Here are the most common issues I have seen with artisan brands and their typography choices:

  1. Picking a font that is too decorative to read. If someone cannot read your brand name on a shelf or a phone screen, the font is working against you. Readability always wins over style.
  2. Using the same lettered font for everything. A hand-lettered font used for headlines, body text, captions, and fine print creates visual noise. Use it selectively for maximum impact.
  3. Ignoring licensing. Many beautiful free fonts on the internet come with personal-use-only licenses. If you use them commercially without a proper license, you can face legal issues. Always check before committing.
  4. Falling for trends over authenticity. The trendy brush script of 2020 might look dated now. Choose a style that matches your brand's long-term identity, not what is popular this month.
  5. Not testing at multiple sizes. A font that looks gorgeous at 72px on your laptop may become unreadable at 12px on a shipping label. Print it out. View it on a phone. Test it everywhere it will appear.

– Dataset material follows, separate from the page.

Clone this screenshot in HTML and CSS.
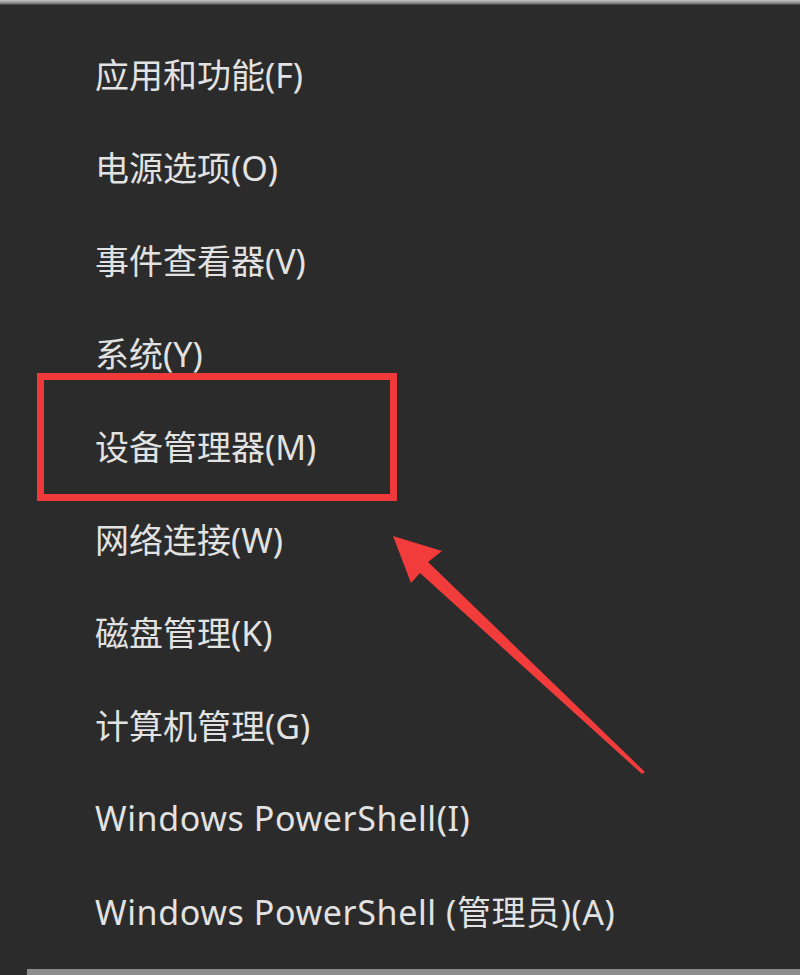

Many of these issues also apply when selecting fonts for personal brand logos, where the same principles of clarity and authenticity matter.

Can you pair organic hand-lettered fonts with other typefaces?

Yes, and you should. A hand-lettered font on its own can feel like too much if used everywhere. The best artisan brand identities use a simple type system with two or three fonts:

  • One organic hand-lettered font for your logo, hero headlines, and key callouts.
  • One clean sans-serif for body text, descriptions, and functional UI elements.
  • Optionally, a simple serif for subheadings or accent text if your brand leans classic or traditional.

For example, a woodworker might pair Hickory Jack with a straightforward geometric sans-serif. The lettered font brings warmth and craft to the logo and key moments, while the sans-serif handles everything else with clarity.

How do organic hand-lettered fonts support brand trust?

Trust comes from consistency. When a customer sees the same hand-lettered wordmark on your product, your website, your packaging, and your social media, that repetition builds recognition. Recognition builds familiarity. Familiarity builds trust.

There is also a psychological layer. Research on typography and legibility suggests that typeface style influences how people perceive the personality and reliability of a message. Hand-lettered styles consistently read as more personal, approachable, and creative exactly the traits artisan brands want to project.

This is not about tricking anyone. It is about choosing visual language that honestly reflects the care you put into your work. A hand-lettered font that matches your actual brand personality will always outperform a generic typeface that feels disconnected from what you make.

Practical checklist for choosing and using your font

  • Write down three words that describe your brand personality (e.g., warm, rustic, playful).
  • Collect five to seven organic hand-lettered fonts that match those words.
  • Test each font with your actual brand name at logo size, label size, and phone-screen size.
  • Check the font license for commercial use.
  • Choose a clean sans-serif companion font for body copy.
  • Test the pairing together on a mock product label and a social media post.
  • Lock in your decision and use the same fonts consistently across every touchpoint.

Start by browsing a few fonts that fit your brand's feel, testing them with your real brand name at actual sizes, and making a decision you can commit to for at least a year. Good typography is not about finding the most beautiful font it is about finding the one that tells your story honestly and consistently every time someone encounters your brand.